▸ Exercise prompt: Can you output the material exactly as written, minus any pictures it holds?

Data section start

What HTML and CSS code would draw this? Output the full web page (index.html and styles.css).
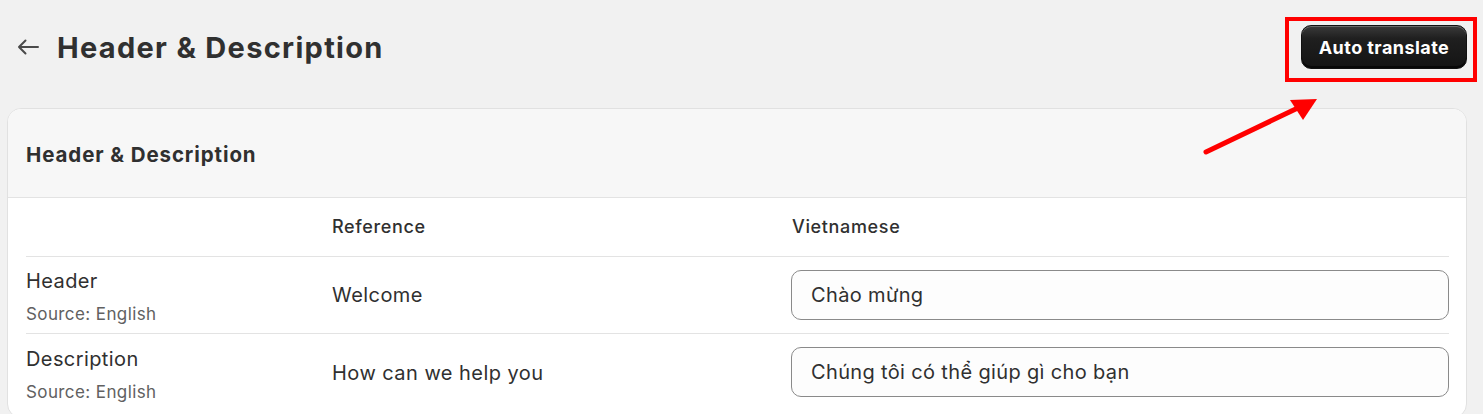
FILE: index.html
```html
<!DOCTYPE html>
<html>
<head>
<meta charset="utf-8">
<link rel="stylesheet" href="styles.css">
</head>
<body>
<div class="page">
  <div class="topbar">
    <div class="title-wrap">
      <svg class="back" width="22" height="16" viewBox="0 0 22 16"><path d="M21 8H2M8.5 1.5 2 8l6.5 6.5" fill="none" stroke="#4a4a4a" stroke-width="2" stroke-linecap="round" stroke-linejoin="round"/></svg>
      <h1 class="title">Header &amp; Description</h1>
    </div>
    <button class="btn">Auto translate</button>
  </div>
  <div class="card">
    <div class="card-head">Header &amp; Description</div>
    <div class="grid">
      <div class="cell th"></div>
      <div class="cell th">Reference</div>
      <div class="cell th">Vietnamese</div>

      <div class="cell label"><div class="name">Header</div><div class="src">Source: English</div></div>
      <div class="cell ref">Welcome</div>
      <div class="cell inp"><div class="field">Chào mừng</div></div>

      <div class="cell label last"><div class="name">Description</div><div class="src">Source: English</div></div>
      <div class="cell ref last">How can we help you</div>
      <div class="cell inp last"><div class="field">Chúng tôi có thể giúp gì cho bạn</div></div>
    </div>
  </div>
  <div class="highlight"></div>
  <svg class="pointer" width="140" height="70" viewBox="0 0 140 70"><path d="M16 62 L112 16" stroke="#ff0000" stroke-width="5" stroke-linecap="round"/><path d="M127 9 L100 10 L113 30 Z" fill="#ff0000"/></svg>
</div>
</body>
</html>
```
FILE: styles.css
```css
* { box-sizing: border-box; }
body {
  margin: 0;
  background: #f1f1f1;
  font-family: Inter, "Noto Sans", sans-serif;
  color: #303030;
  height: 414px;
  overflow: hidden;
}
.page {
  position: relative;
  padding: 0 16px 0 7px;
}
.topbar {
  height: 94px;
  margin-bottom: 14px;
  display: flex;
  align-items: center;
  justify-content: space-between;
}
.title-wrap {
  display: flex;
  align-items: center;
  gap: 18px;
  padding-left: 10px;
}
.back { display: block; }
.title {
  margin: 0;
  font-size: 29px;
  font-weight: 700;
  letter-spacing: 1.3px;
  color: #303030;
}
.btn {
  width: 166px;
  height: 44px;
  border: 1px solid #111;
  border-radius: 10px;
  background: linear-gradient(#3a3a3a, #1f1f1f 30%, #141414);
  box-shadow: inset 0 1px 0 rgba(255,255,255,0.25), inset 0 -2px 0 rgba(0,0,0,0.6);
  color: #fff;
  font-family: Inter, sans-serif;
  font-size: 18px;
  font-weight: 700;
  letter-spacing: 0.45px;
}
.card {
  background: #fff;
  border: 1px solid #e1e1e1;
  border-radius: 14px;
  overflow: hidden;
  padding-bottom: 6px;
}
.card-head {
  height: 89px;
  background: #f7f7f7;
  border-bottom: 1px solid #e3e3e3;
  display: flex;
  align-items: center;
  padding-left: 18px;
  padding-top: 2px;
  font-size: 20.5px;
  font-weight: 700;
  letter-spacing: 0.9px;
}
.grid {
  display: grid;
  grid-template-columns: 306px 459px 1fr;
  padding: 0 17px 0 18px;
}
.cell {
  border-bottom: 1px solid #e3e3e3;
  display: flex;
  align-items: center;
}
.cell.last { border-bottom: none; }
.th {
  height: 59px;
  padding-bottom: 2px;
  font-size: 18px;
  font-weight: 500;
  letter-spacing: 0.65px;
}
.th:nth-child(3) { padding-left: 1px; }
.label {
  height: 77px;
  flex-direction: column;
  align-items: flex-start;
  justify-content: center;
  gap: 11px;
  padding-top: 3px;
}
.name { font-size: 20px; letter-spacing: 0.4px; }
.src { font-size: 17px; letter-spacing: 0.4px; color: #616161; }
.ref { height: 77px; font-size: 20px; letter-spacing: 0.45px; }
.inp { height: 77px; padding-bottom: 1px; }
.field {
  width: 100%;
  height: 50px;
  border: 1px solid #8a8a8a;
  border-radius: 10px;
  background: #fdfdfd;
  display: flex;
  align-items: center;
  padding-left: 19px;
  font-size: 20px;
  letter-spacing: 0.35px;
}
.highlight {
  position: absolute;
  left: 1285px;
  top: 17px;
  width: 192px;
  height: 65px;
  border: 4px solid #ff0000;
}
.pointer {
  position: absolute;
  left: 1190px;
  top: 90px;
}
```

Data section end

▸ Exercise output:
What HTML and CSS code would draw this? Output the full web page (index.html and styles.css).
FILE: index.html
```html
<!DOCTYPE html>
<html>
<head>
<meta charset="utf-8">
<link rel="stylesheet" href="styles.css">
</head>
<body>
<div class="page">
  <div class="topbar">
    <div class="title-wrap">
      <svg class="back" width="22" height="16" viewBox="0 0 22 16"><path d="M21 8H2M8.5 1.5 2 8l6.5 6.5" fill="none" stroke="#4a4a4a" stroke-width="2" stroke-linecap="round" stroke-linejoin="round"/></svg>
      <h1 class="title">Header &amp; Description</h1>
    </div>
    <button class="btn">Auto translate</button>
  </div>
  <div class="card">
    <div class="card-head">Header &amp; Description</div>
    <div class="grid">
      <div class="cell th"></div>
      <div class="cell th">Reference</div>
      <div class="cell th">Vietnamese</div>

      <div class="cell label"><div class="name">Header</div><div class="src">Source: English</div></div>
      <div class="cell ref">Welcome</div>
      <div class="cell inp"><div class="field">Chào mừng</div></div>

      <div class="cell label last"><div class="name">Description</div><div class="src">Source: English</div></div>
      <div class="cell ref last">How can we help you</div>
      <div class="cell inp last"><div class="field">Chúng tôi có thể giúp gì cho bạn</div></div>
    </div>
  </div>
  <div class="highlight"></div>
  <svg class="pointer" width="140" height="70" viewBox="0 0 140 70"><path d="M16 62 L112 16" stroke="#ff0000" stroke-width="5" stroke-linecap="round"/><path d="M127 9 L100 10 L113 30 Z" fill="#ff0000"/></svg>
</div>
</body>
</html>
```
FILE: styles.css
```css
* { box-sizing: border-box; }
body {
  margin: 0;
  background: #f1f1f1;
  font-family: Inter, "Noto Sans", sans-serif;
  color: #303030;
  height: 414px;
  overflow: hidden;
}
.page {
  position: relative;
  padding: 0 16px 0 7px;
}
.topbar {
  height: 94px;
  margin-bottom: 14px;
  display: flex;
  align-items: center;
  justify-content: space-between;
}
.title-wrap {
  display: flex;
  align-items: center;
  gap: 18px;
  padding-left: 10px;
}
.back { display: block; }
.title {
  margin: 0;
  font-size: 29px;
  font-weight: 700;
  letter-spacing: 1.3px;
  color: #303030;
}
.btn {
  width: 166px;
  height: 44px;
  border: 1px solid #111;
  border-radius: 10px;
  background: linear-gradient(#3a3a3a, #1f1f1f 30%, #141414);
  box-shadow: inset 0 1px 0 rgba(255,255,255,0.25), inset 0 -2px 0 rgba(0,0,0,0.6);
  color: #fff;
  font-family: Inter, sans-serif;
  font-size: 18px;
  font-weight: 700;
  letter-spacing: 0.45px;
}
.card {
  background: #fff;
  border: 1px solid #e1e1e1;
  border-radius: 14px;
  overflow: hidden;
  padding-bottom: 6px;
}
.card-head {
  height: 89px;
  background: #f7f7f7;
  border-bottom: 1px solid #e3e3e3;
  display: flex;
  align-items: center;
  padding-left: 18px;
  padding-top: 2px;
  font-size: 20.5px;
  font-weight: 700;
  letter-spacing: 0.9px;
}
.grid {
  display: grid;
  grid-template-columns: 306px 459px 1fr;
  padding: 0 17px 0 18px;
}
.cell {
  border-bottom: 1px solid #e3e3e3;
  display: flex;
  align-items: center;
}
.cell.last { border-bottom: none; }
.th {
  height: 59px;
  padding-bottom: 2px;
  font-size: 18px;
  font-weight: 500;
  letter-spacing: 0.65px;
}
.th:nth-child(3) { padding-left: 1px; }
.label {
  height: 77px;
  flex-direction: column;
  align-items: flex-start;
  justify-content: center;
  gap: 11px;
  padding-top: 3px;
}
.name { font-size: 20px; letter-spacing: 0.4px; }
.src { font-size: 17px; letter-spacing: 0.4px; color: #616161; }
.ref { height: 77px; font-size: 20px; letter-spacing: 0.45px; }
.inp { height: 77px; padding-bottom: 1px; }
.field {
  width: 100%;
  height: 50px;
  border: 1px solid #8a8a8a;
  border-radius: 10px;
  background: #fdfdfd;
  display: flex;
  align-items: center;
  padding-left: 19px;
  font-size: 20px;
  letter-spacing: 0.35px;
}
.highlight {
  position: absolute;
  left: 1285px;
  top: 17px;
  width: 192px;
  height: 65px;
  border: 4px solid #ff0000;
}
.pointer {
  position: absolute;
  left: 1190px;
  top: 90px;
}
```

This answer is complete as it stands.